## START THE INPUT

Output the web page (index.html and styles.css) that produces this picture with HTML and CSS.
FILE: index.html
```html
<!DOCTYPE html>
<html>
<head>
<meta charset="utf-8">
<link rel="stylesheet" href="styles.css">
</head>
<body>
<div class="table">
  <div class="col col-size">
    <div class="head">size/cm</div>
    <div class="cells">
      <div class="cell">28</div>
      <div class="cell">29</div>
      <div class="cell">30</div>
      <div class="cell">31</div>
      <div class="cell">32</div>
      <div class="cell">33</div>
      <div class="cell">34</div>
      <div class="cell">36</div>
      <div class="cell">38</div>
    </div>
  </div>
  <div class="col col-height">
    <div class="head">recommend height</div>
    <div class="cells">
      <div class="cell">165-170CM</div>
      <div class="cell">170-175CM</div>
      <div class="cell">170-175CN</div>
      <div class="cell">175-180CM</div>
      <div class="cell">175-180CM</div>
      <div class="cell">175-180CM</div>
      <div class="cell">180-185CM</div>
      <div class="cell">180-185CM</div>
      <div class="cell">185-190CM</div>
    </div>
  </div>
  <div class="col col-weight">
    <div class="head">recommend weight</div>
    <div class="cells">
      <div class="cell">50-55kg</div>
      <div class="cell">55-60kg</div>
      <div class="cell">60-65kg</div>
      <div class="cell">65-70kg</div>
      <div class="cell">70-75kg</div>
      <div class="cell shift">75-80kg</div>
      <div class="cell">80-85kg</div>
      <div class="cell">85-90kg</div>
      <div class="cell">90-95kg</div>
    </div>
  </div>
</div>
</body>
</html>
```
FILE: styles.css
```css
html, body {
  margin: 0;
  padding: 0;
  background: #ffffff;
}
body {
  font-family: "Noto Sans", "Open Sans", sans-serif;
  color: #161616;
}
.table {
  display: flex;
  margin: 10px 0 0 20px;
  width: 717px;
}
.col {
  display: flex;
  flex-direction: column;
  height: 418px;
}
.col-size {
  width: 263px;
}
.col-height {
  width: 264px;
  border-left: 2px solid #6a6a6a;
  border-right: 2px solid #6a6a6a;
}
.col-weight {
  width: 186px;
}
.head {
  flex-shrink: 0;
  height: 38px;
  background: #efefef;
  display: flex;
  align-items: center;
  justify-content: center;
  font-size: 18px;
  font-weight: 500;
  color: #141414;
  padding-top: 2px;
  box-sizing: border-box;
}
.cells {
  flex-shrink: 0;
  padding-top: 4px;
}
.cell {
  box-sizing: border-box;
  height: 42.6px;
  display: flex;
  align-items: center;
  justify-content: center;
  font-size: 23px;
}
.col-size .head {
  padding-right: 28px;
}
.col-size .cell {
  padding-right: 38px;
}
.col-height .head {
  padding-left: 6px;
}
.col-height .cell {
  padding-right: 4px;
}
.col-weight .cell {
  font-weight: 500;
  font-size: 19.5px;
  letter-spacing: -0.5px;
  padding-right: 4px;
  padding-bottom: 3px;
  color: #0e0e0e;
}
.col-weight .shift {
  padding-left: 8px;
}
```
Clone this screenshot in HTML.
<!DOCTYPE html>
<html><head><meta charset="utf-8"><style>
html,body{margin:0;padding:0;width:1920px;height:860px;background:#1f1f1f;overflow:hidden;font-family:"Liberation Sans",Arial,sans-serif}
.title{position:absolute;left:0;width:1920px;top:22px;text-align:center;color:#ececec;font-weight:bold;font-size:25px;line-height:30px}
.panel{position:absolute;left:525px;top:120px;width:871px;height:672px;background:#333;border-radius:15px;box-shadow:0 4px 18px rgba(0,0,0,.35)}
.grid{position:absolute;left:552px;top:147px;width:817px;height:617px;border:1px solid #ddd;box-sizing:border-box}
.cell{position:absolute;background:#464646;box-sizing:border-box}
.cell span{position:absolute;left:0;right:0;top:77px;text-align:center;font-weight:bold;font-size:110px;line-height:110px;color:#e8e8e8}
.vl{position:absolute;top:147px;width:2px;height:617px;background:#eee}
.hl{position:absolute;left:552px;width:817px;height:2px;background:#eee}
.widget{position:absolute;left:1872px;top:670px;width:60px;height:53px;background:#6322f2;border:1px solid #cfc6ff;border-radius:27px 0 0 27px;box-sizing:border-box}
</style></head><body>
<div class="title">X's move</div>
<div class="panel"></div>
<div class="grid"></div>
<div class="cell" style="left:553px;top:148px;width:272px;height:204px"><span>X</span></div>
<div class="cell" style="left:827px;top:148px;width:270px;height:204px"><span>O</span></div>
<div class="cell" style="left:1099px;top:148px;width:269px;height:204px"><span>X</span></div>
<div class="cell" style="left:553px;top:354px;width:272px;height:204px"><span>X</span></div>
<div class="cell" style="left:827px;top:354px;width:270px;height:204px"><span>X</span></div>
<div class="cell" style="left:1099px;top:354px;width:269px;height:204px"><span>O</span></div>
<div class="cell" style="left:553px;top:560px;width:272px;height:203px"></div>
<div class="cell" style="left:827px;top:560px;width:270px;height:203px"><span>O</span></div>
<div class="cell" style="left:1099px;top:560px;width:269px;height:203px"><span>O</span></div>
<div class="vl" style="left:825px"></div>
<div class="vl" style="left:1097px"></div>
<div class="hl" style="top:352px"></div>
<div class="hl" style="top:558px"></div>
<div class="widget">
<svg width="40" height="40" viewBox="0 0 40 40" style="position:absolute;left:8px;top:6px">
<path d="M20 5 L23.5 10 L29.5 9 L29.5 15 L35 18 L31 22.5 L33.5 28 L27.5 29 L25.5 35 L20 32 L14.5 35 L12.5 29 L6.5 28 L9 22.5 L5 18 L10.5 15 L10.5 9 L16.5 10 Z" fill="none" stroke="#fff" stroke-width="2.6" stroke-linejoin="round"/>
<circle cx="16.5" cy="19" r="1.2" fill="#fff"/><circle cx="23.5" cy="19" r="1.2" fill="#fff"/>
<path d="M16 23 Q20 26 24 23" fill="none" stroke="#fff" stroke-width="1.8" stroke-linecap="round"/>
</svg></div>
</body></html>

## END THE INPUT

[EXERCISE] Set down all of the entries exactly, please.

[CORRECT OUTPUT]
Output the web page (index.html and styles.css) that produces this picture with HTML and CSS.
FILE: index.html
```html
<!DOCTYPE html>
<html>
<head>
<meta charset="utf-8">
<link rel="stylesheet" href="styles.css">
</head>
<body>
<div class="table">
  <div class="col col-size">
    <div class="head">size/cm</div>
    <div class="cells">
      <div class="cell">28</div>
      <div class="cell">29</div>
      <div class="cell">30</div>
      <div class="cell">31</div>
      <div class="cell">32</div>
      <div class="cell">33</div>
      <div class="cell">34</div>
      <div class="cell">36</div>
      <div class="cell">38</div>
    </div>
  </div>
  <div class="col col-height">
    <div class="head">recommend height</div>
    <div class="cells">
      <div class="cell">165-170CM</div>
      <div class="cell">170-175CM</div>
      <div class="cell">170-175CN</div>
      <div class="cell">175-180CM</div>
      <div class="cell">175-180CM</div>
      <div class="cell">175-180CM</div>
      <div class="cell">180-185CM</div>
      <div class="cell">180-185CM</div>
      <div class="cell">185-190CM</div>
    </div>
  </div>
  <div class="col col-weight">
    <div class="head">recommend weight</div>
    <div class="cells">
      <div class="cell">50-55kg</div>
      <div class="cell">55-60kg</div>
      <div class="cell">60-65kg</div>
      <div class="cell">65-70kg</div>
      <div class="cell">70-75kg</div>
      <div class="cell shift">75-80kg</div>
      <div class="cell">80-85kg</div>
      <div class="cell">85-90kg</div>
      <div class="cell">90-95kg</div>
    </div>
  </div>
</div>
</body>
</html>
```
FILE: styles.css
```css
html, body {
  margin: 0;
  padding: 0;
  background: #ffffff;
}
body {
  font-family: "Noto Sans", "Open Sans", sans-serif;
  color: #161616;
}
.table {
  display: flex;
  margin: 10px 0 0 20px;
  width: 717px;
}
.col {
  display: flex;
  flex-direction: column;
  height: 418px;
}
.col-size {
  width: 263px;
}
.col-height {
  width: 264px;
  border-left: 2px solid #6a6a6a;
  border-right: 2px solid #6a6a6a;
}
.col-weight {
  width: 186px;
}
.head {
  flex-shrink: 0;
  height: 38px;
  background: #efefef;
  display: flex;
  align-items: center;
  justify-content: center;
  font-size: 18px;
  font-weight: 500;
  color: #141414;
  padding-top: 2px;
  box-sizing: border-box;
}
.cells {
  flex-shrink: 0;
  padding-top: 4px;
}
.cell {
  box-sizing: border-box;
  height: 42.6px;
  display: flex;
  align-items: center;
  justify-content: center;
  font-size: 23px;
}
.col-size .head {
  padding-right: 28px;
}
.col-size .cell {
  padding-right: 38px;
}
.col-height .head {
  padding-left: 6px;
}
.col-height .cell {
  padding-right: 4px;
}
.col-weight .cell {
  font-weight: 500;
  font-size: 19.5px;
  letter-spacing: -0.5px;
  padding-right: 4px;
  padding-bottom: 3px;
  color: #0e0e0e;
}
.col-weight .shift {
  padding-left: 8px;
}
```
Clone this screenshot in HTML.
<!DOCTYPE html>
<html><head><meta charset="utf-8"><style>
html,body{margin:0;padding:0;width:1920px;height:860px;background:#1f1f1f;overflow:hidden;font-family:"Liberation Sans",Arial,sans-serif}
.title{position:absolute;left:0;width:1920px;top:22px;text-align:center;color:#ececec;font-weight:bold;font-size:25px;line-height:30px}
.panel{position:absolute;left:525px;top:120px;width:871px;height:672px;background:#333;border-radius:15px;box-shadow:0 4px 18px rgba(0,0,0,.35)}
.grid{position:absolute;left:552px;top:147px;width:817px;height:617px;border:1px solid #ddd;box-sizing:border-box}
.cell{position:absolute;background:#464646;box-sizing:border-box}
.cell span{position:absolute;left:0;right:0;top:77px;text-align:center;font-weight:bold;font-size:110px;line-height:110px;color:#e8e8e8}
.vl{position:absolute;top:147px;width:2px;height:617px;background:#eee}
.hl{position:absolute;left:552px;width:817px;height:2px;background:#eee}
.widget{position:absolute;left:1872px;top:670px;width:60px;height:53px;background:#6322f2;border:1px solid #cfc6ff;border-radius:27px 0 0 27px;box-sizing:border-box}
</style></head><body>
<div class="title">X's move</div>
<div class="panel"></div>
<div class="grid"></div>
<div class="cell" style="left:553px;top:148px;width:272px;height:204px"><span>X</span></div>
<div class="cell" style="left:827px;top:148px;width:270px;height:204px"><span>O</span></div>
<div class="cell" style="left:1099px;top:148px;width:269px;height:204px"><span>X</span></div>
<div class="cell" style="left:553px;top:354px;width:272px;height:204px"><span>X</span></div>
<div class="cell" style="left:827px;top:354px;width:270px;height:204px"><span>X</span></div>
<div class="cell" style="left:1099px;top:354px;width:269px;height:204px"><span>O</span></div>
<div class="cell" style="left:553px;top:560px;width:272px;height:203px"></div>
<div class="cell" style="left:827px;top:560px;width:270px;height:203px"><span>O</span></div>
<div class="cell" style="left:1099px;top:560px;width:269px;height:203px"><span>O</span></div>
<div class="vl" style="left:825px"></div>
<div class="vl" style="left:1097px"></div>
<div class="hl" style="top:352px"></div>
<div class="hl" style="top:558px"></div>
<div class="widget">
<svg width="40" height="40" viewBox="0 0 40 40" style="position:absolute;left:8px;top:6px">
<path d="M20 5 L23.5 10 L29.5 9 L29.5 15 L35 18 L31 22.5 L33.5 28 L27.5 29 L25.5 35 L20 32 L14.5 35 L12.5 29 L6.5 28 L9 22.5 L5 18 L10.5 15 L10.5 9 L16.5 10 Z" fill="none" stroke="#fff" stroke-width="2.6" stroke-linejoin="round"/>
<circle cx="16.5" cy="19" r="1.2" fill="#fff"/><circle cx="23.5" cy="19" r="1.2" fill="#fff"/>
<path d="M16 23 Q20 26 24 23" fill="none" stroke="#fff" stroke-width="1.8" stroke-linecap="round"/>
</svg></div>
</body></html>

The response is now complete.